Choose the appropriate storage level (e.g., MEMORY_AND_DISK) to balance performance and memory usage.

5. Optimize Joins and Aggregations

Ensure datasets are partitioned by the join key using partitionBy.
Use reduceByKey or groupByKey with caution to minimize shuffling.

df.write.partitionBy("key").parquet("output_path")

6. Leverage Spark SQL

For complex queries, use Spark SQL. It allows Spark’s Catalyst Optimizer to fine-tune execution plans:

df.createOrReplaceTempView("data")
result = spark.sql("SELECT key, AVG(value) FROM data GROUP BY key")
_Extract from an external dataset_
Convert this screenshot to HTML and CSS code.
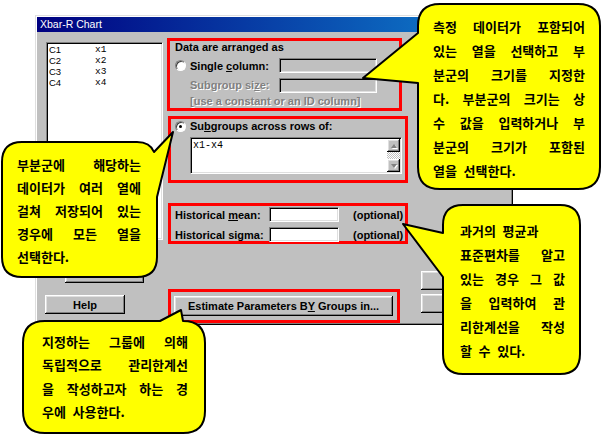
FILE: index.html
```html
<!DOCTYPE html>
<html lang="ko">
<head>
<meta charset="utf-8">
<title>Xbar-R Chart</title>
<link rel="stylesheet" href="styles.css">
</head>
<body>
<div class="page">
  <div class="window">
    <div class="titlebar">Xbar-R Chart</div>
    <div class="dlg">
      <div class="col-left">
        <div class="listbox">
          <div class="li"><span class="cn">C1</span><span class="vn">x1</span></div>
          <div class="li"><span class="cn">C2</span><span class="vn">x2</span></div>
          <div class="li"><span class="cn">C3</span><span class="vn">x3</span></div>
          <div class="li"><span class="cn">C4</span><span class="vn">x4</span></div>
        </div>
        <div class="btn btn-select"><span>Select</span></div>
        <div class="btn btn-help"><span>Help</span></div>
      </div>
      <div class="col-mid">
        <div class="mark box-data">
          <div class="grp-title">Data are arranged as</div>
          <div class="row row1">
            <span class="radio"></span>
            <span class="lbl">Single <u>c</u>olumn:</span>
            <span class="field disabled"></span>
          </div>
          <div class="row row2">
            <span class="lbl dis">Subgroup si<u>z</u>e:</span>
            <span class="field disabled"></span>
          </div>
          <div class="hint dis">[use a constant or an ID column]</div>
        </div>
        <div class="mark box-rows">
          <div class="row row-radio">
            <span class="radio on"></span>
            <span>Su<u>b</u>groups across rows of:</span>
          </div>
          <div class="memo">
            <div class="memo-text">x1-x4</div>
            <div class="vscroll">
              <span class="sb-btn"><span class="arr up"></span></span>
              <span class="sb-track"></span>
              <span class="sb-btn"><span class="arr down"></span></span>
            </div>
          </div>
        </div>
        <div class="mark box-hist">
          <div class="hrow">
            <span class="hlbl">Historical <u>m</u>ean:</span>
            <span class="field white"></span>
            <span class="opt">(optional)</span>
          </div>
          <div class="hrow">
            <span class="hlbl">Historical sigma:</span>
            <span class="field white"></span>
            <span class="opt">(optional)</span>
          </div>
        </div>
        <div class="mark box-est">
          <div class="btn btn-est"><span>Estimate Parameters B<u>Y</u> Groups in...</span></div>
        </div>
      </div>
      <div class="col-right">
        <div class="btn btn-ok"></div>
        <div class="btn btn-cancel"></div>
      </div>
    </div>
  </div>

  <svg class="callouts" width="603" height="436" viewBox="0 0 603 436">
    <path d="M440 4 H578 Q600 4 600 26 V167 Q600 189 578 189 H440 Q418 189 418 167 V83 L363 78 L418 33 V26 Q418 4 440 4 Z"/>
    <path d="M22 142 H137 Q150 142 154 152 L173 132 L157 197 V257 Q157 277 137 277 H22 Q2 277 2 257 V162 Q2 142 22 142 Z"/>
    <path d="M463 205 H560 Q580 205 580 225 V354 Q580 374 560 374 H463 Q443 374 443 354 V277 L403 224 L443 233 V225 Q443 205 463 205 Z"/>
    <path d="M45 321 H160 L181 310 L183 321 Q205 321 205 343 V411 Q205 433 183 433 H45 Q23 433 23 411 V343 Q23 321 45 321 Z"/>
  </svg>

  <div class="note note-1">
    <span>측정 데이터가 포함되어</span>
    <span>있는 열을 선택하고 부</span>
    <span>분군의 크기를 지정한</span>
    <span>다. 부분군의 크기는 상</span>
    <span>수 값을 입력하거나 부</span>
    <span>분군의 크기가 포함된</span>
    <span class="end">열을 선택한다.</span>
  </div>
  <div class="note note-2">
    <span>부분군에 해당하는</span>
    <span>데이터가 여러 열에</span>
    <span>걸쳐 저장되어 있는</span>
    <span>경우에 모든 열을</span>
    <span class="end">선택한다.</span>
  </div>
  <div class="note note-3">
    <span class="end">과거의 평균과</span>
    <span>표준편차를 알고</span>
    <span>있는 경우 그 값</span>
    <span>을 입력하여 관</span>
    <span>리한계선을 작성</span>
    <span class="end">할 수 있다.</span>
  </div>
  <div class="note note-4">
    <span>지정하는 그룹에 의해</span>
    <span>독립적으로 관리한계선</span>
    <span>을 작성하고자 하는 경</span>
    <span class="end">우에 사용한다.</span>
  </div>
</div>
</body>
</html>
```

FILE: styles.css
```css
html, body {
  margin: 0;
  padding: 0;
  background: #fff;
}

.page {
  position: relative;
  width: 603px;
  height: 436px;
  overflow: hidden;
  box-sizing: border-box;
  padding: 15px 0 0 35px;
  font-family: "Liberation Sans", Arial, sans-serif;
}

/* ---------- dialog window ---------- */
.window {
  width: 478px;
  height: 310px;
  box-sizing: border-box;
  border: 1px solid;
  border-color: #dfdfdf #000 #000 #dfdfdf;
  box-shadow: inset 1px 1px #fff, inset -1px -1px #808080;
  padding: 1px;
  background: #c0c0c0;
  display: flex;
  flex-direction: column;
  font-size: 11px;
  font-weight: bold;
  color: #000;
}

.titlebar {
  height: 15px;
  flex: none;
  background: linear-gradient(90deg, #000080, #1084d0);
  color: #fff;
  font-size: 10.5px;
  font-weight: normal;
  line-height: 15px;
  padding-left: 3px;
}

.dlg {
  flex: 1;
  display: flex;
}

u {
  text-decoration: underline;
  text-underline-offset: 1px;
}

/* ---------- left column ---------- */
.col-left {
  width: 117px;
  margin-left: 9px;
  padding-top: 10px;
  display: flex;
  flex-direction: column;
  align-items: flex-start;
}

.listbox {
  width: 117px;
  height: 198px;
  box-sizing: border-box;
  background: #fff;
  border: 1px solid;
  border-color: #808080 #fff #fff #808080;
  box-shadow: inset 1px 1px #000, inset -1px -1px #dfdfdf;
  padding: 1px 0 0 2px;
  font-weight: normal;
}

.li {
  display: flex;
  font-size: 9.5px;
  line-height: 11px;
}

.cn {
  width: 46px;
  font-family: "Liberation Sans", Arial, sans-serif;
}

.vn {
  font-family: "Liberation Mono", "Courier New", monospace;
  font-size: 9.5px;
}

.btn {
  display: flex;
  align-items: center;
  justify-content: center;
  box-sizing: border-box;
  background: #c0c0c0;
  box-shadow: inset -1px -1px #000, inset 1px 1px #fff,
              inset -2px -2px #808080, inset 2px 2px #dfdfdf;
  font-size: 11px;
  font-weight: bold;
  color: #000;
  white-space: nowrap;
}

.btn-select {
  width: 79px;
  height: 20px;
  margin: 23px 0 0 19px;
}

.btn-help {
  width: 80px;
  height: 19px;
  margin: 12px 0 0 -1px;
}

/* ---------- middle column ---------- */
.col-mid {
  width: 242px;
  margin-left: 4px;
  padding-top: 6px;
  display: flex;
  flex-direction: column;
  align-items: flex-start;
}

.mark {
  border: 3px solid #f00;
  box-sizing: border-box;
}

.box-data {
  width: 235px;
  height: 73px;
  padding-left: 5px;
}

.grp-title {
  line-height: 12px;
}

.row {
  display: flex;
  align-items: center;
}

.row1 {
  height: 17px;
  margin-top: 4px;
}

.row2 {
  height: 16px;
  margin-top: 3px;
  padding-left: 15px;
}

.hint {
  line-height: 16px;
  padding-left: 15px;
  white-space: nowrap;
}

.radio {
  position: relative;
  flex: none;
  width: 11px;
  height: 11px;
  box-sizing: border-box;
  border-radius: 50%;
  background: #fff;
  border: 1px solid;
  border-color: #808080 #fff #fff #808080;
  box-shadow: inset 1px 1px #404040;
  margin-right: 4px;
}

.radio.on::after {
  content: "";
  position: absolute;
  left: 3px;
  top: 3px;
  width: 3px;
  height: 3px;
  border-radius: 50%;
  background: #000;
}

.lbl {
  width: 89px;
  flex: none;
  white-space: nowrap;
}

.field {
  flex: none;
  width: 98px;
  height: 15px;
  box-sizing: border-box;
  border: 1px solid;
  border-color: #808080 #fff #fff #808080;
  box-shadow: inset 1px 1px #000, inset -1px -1px #dfdfdf;
}

.field.disabled {
  background: #c0c0c0;
}

.field.white {
  background: #fff;
  width: 70px;
}

.dis {
  color: #808080;
  text-shadow: 1px 1px 0 #fff;
}

.box-rows {
  width: 240px;
  height: 67px;
  margin-top: 5px;
  margin-left: 1px;
  padding-left: 4px;
}

.row-radio {
  height: 14px;
  white-space: nowrap;
}

.memo {
  display: flex;
  width: 212px;
  height: 37px;
  margin: 4px 0 0 15px;
  box-sizing: border-box;
  background: #fff;
  border: 1px solid;
  border-color: #808080 #fff #fff #808080;
  box-shadow: inset 1px 1px #000, inset -1px -1px #dfdfdf;
  padding: 1px;
}

.memo-text {
  flex: 1;
  font-family: "Liberation Mono", "Courier New", monospace;
  font-weight: normal;
  font-size: 10px;
  line-height: 12px;
  padding: 1px 0 0 1px;
}

.vscroll {
  width: 13px;
  display: flex;
  flex-direction: column;
}

.sb-btn {
  height: 13px;
  flex: none;
  display: flex;
  align-items: center;
  justify-content: center;
  background: #c0c0c0;
  box-shadow: inset -1px -1px #000, inset 1px 1px #fff,
              inset -2px -2px #808080, inset 2px 2px #dfdfdf;
}

.sb-track {
  flex: 1;
  background: repeating-conic-gradient(#c0c0c0 0 25%, #fff 0 50%) 0 0 / 2px 2px;
}

.arr {
  width: 0;
  height: 0;
  border-left: 3.5px solid transparent;
  border-right: 3.5px solid transparent;
  filter: drop-shadow(1px 1px 0 #fff);
}

.arr.up {
  border-bottom: 4px solid #808080;
}

.arr.down {
  border-top: 4px solid #808080;
}

.box-hist {
  width: 240px;
  height: 41px;
  margin-top: 20px;
  margin-left: 1px;
  padding: 1px 0 0 4px;
}

.hrow {
  display: flex;
  align-items: center;
  height: 15px;
  white-space: nowrap;
}

.hrow + .hrow {
  margin-top: 5px;
}

.hlbl {
  width: 94px;
  flex: none;
}

.opt {
  margin-left: 14px;
}

.box-est {
  width: 232px;
  height: 34px;
  margin-top: 45px;
  margin-left: 1px;
  padding: 4px 0 0 3px;
}

.btn-est {
  width: 219px;
  height: 20px;
}

/* ---------- right column ---------- */
.col-right {
  width: 80px;
  margin-left: 12px;
  display: flex;
  flex-direction: column;
}

.btn-ok {
  height: 19px;
  margin-top: 239px;
}

.btn-cancel {
  height: 19px;
  margin-top: 4px;
}

/* ---------- callouts (annotation overlay) ---------- */
.callouts {
  position: absolute;
  left: 0;
  top: 0;
  pointer-events: none;
}

.callouts path {
  fill: #ffff00;
  stroke: #000;
  stroke-width: 2;
  stroke-linejoin: round;
}

.note {
  position: absolute;
  font-family: "Noto Sans CJK KR", "Noto Sans CJK SC", sans-serif;
  font-weight: bold;
  font-size: 13px;
  color: #000;
}

.note > span {
  display: block;
  text-align: justify;
  text-align-last: justify;
}

.note > span.end {
  text-align: left;
  text-align-last: left;
  word-spacing: 3px;
}

.note-1 {
  left: 433px;
  top: 15px;
  width: 152px;
  line-height: 24px;
}

.note-2 {
  left: 17px;
  top: 153px;
  width: 124px;
  line-height: 23px;
}

.note-3 {
  left: 460px;
  top: 219px;
  width: 105px;
  line-height: 24px;
}

.note-4 {
  left: 42px;
  top: 330px;
  width: 146px;
  line-height: 23.3px;
}
```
7. Tune Spark Configurations

Adjust Spark configurations for better performance:

spark.executor.memory: Increase for large datasets.
spark.sql.shuffle.partitions: Set to a higher value for large joins.
spark.executor.cores: Assign adequate cores per executor.

spark-submit \
--conf "spark.executor.memory=4g" \
--conf "spark.sql.shuffle.partitions=200" \
your_script.py

Monitoring and Debugging PySpark Applications

1. Spark UI

Access the Spark UI to monitor:

Task durations
Stage execution times
Data shuffling metrics

2. Event Logs

Enable event logging for post-execution debugging:

--conf "spark.eventLog.enabled=true" \
--conf "spark.eventLog.dir=s3://your-log-bucket/"

3. Structured Logging

Integrate structured logging for better visibility:

import logging

logging.basicConfig(level=logging.INFO)
logger = logging.getLogger(__name__)

logger.info("Processing started...")

Use Cases

ETL Pipelines: Optimize data extraction, transformation, and loading workflows for large datasets.
Machine Learning: Improve preprocessing and feature engineering steps in ML pipelines.
Real-Time Analytics: Use PySpark with structured streaming for near real-time data insights.

Conclusion

Optimizing PySpark applications for large data processing involves a combination of code-level enhancements and resource tuning. By leveraging DataFrames, caching, partitioning, and Spark-specific configurations, you can achieve significant performance gains. Begin applying these techniques today to maximize the efficiency of your PySpark workloads!